Gilles Deleuze pensa la schizophrénie dans le cadre que Bergson donnait à la mystique dans les Deux sources de la morale et de la religion. Ce bergsonisme a conduit Deleuze à une véritable mystique de la maladie mentale : les grands psychotiques auraient remplacé les saints...
L'intention de cet ouvrage est d'abord de produire une critique bergsonienne de cette «schizo-mystique», en montrant que la nuit obscure, où le mystique côtoie la folie, n'est pour Bergson que l'antichambre du mysticisme complet, qui, lui, est mysticisme de l'action. De sorte que l'inhabituel, l'exceptionnel et le surhumain ne sauraient être, selon lui, une création schizophrénique détournée du quotidien mais bien la gestion simple et confiante du présent.

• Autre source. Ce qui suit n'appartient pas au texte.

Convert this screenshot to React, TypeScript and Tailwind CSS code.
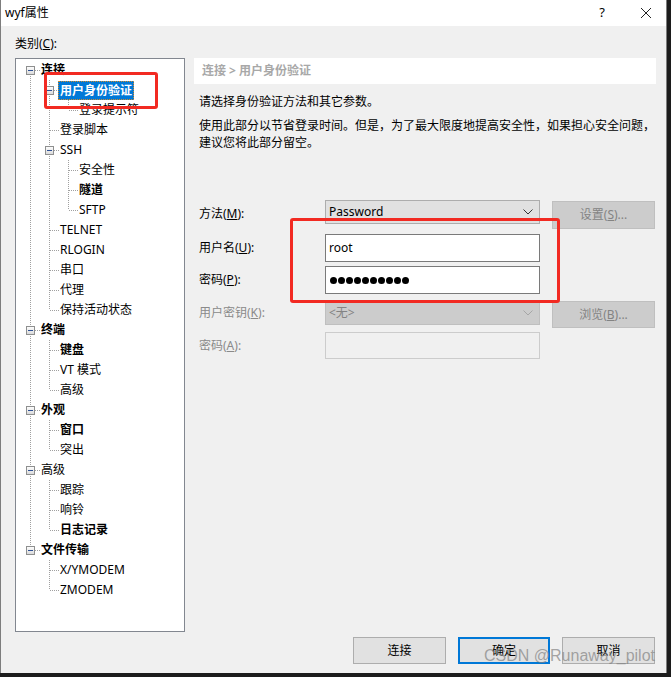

On a tort de penser que la maladie mentale permet à la vérité d'accomplir une percée qui lui est refusée dans la santé. La psychose n'est que secondairement la folie qui sauve les croyants ; elle est d'abord, comme l'enseigne l'attention à la parole psychotique (celle d'Hölderlin, ou du danseur Nijinski), une expérience insupportable. Muette, la psychose ne transmet aux hommes aucun message de l'au-delà ; elle est un sentiment extrême, mais sans objet et sans but.
La philosophie de Bergson est ensuite critiquée pour ce qu'elle a rendu possible chez Deleuze. A une conception «océanique» de la liberté, où le sujet d'exception coïncide avec lui-même et s'insère dans l'absolu, l'auteur oppose les philosophies de Fichte et de Lavelle, soucieuses de penser un absolu exigeant une pluralité infinie de sujets particuliers. Loin d'attendre une régénération qui leur viendrait d'être surhumains, ces sujets devront donc se constituer par une démarche originale de leur liberté.